What is amazing to me is how every part of God’s very being is hemmed full of glory, power, might, love, justice, strength, mercy, compassion, jealousy, provision, and so forth. This displays to us on a larger scale the incredible God we serve. No man could ever concoct or create such a concept as our God. And Praise God that God is into God so much that He has revealed Himself to us in so many ways! This is why we do what we do by using all the aspects of music, media, preaching, fellowship, lighting, etc. in our worship service to reach out and connect people with God using the tools that reach the senses.

To hug, shake hands, kiss babies, etc. in fellowship is touch, just as He touches our lives. Our visual aids of lighting, power point, notes, etc. are a visual sensor being used. The music and teaching are auditory means; we use candles and scents to connect smell to our experience. And taste? how about the communion elements?! “Taste and see that the Lord is Good.” “I am the Bread of Life…” As creatures created in the image of God, we are gifted with a few senses that we can and should use to connect with God at any chance. Even in the 2nd church ordinance of holy communion Jesus didn’t instruct us to go through some precarious motion on a random mountaintop somewhere, He used two elements that would be found in any home with easy access. This is the amazing dichotomy between the awe and splendor of God and His relatable means to which he shows us His amazing love.

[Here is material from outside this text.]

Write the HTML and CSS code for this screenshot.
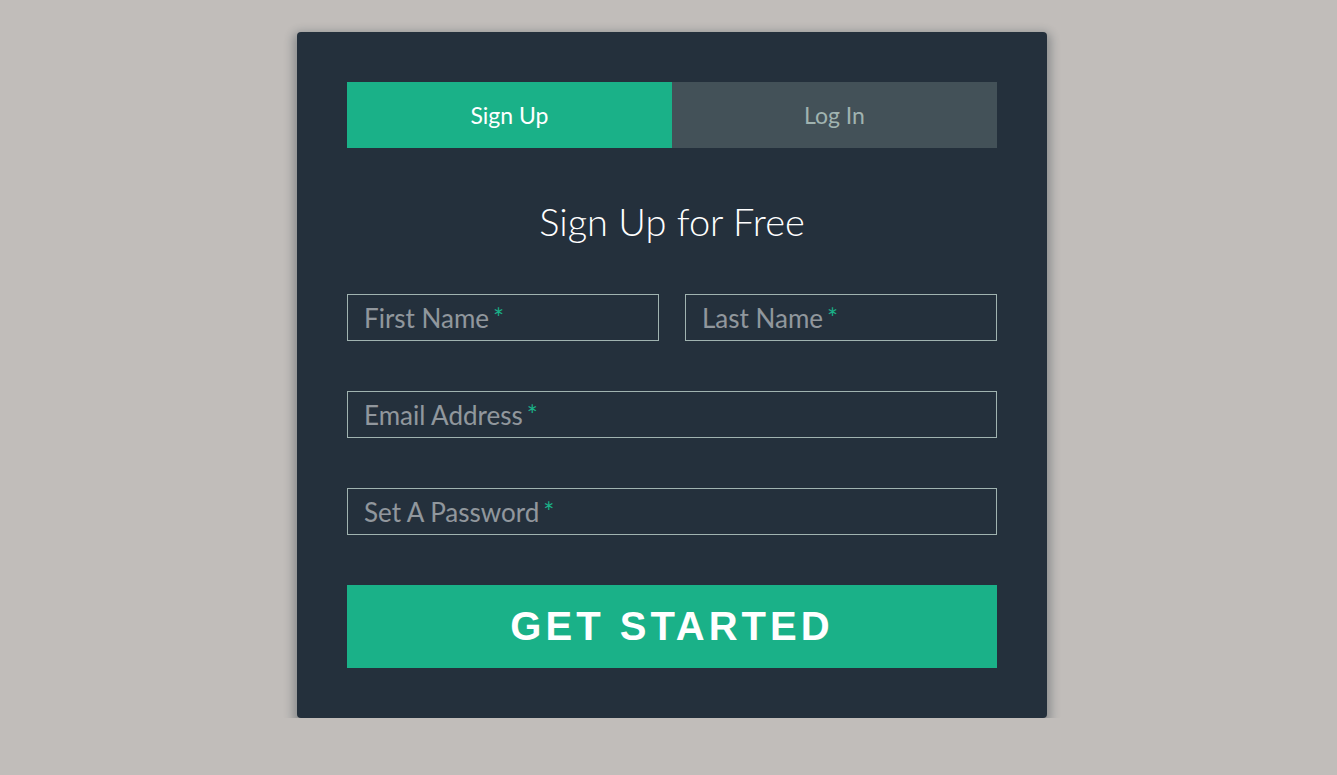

It is common in modern churches today to focus on the means of triggering sense to reach an end of “attracting people” into church. Rather, I would argue that we use these means to create an atmosphere that people can connect with God in as many ways as He gave us possible to do so. This is what we would call using the 5 senses in worship.

Ryan Cook
Music & Media Pastor
Desert Breeze Community Church

Tools for Worship - from

Author: Ryan Cook

Ryan is the Music & Media Pastor at Desert Breeze Community Church in Phoenix Arizona.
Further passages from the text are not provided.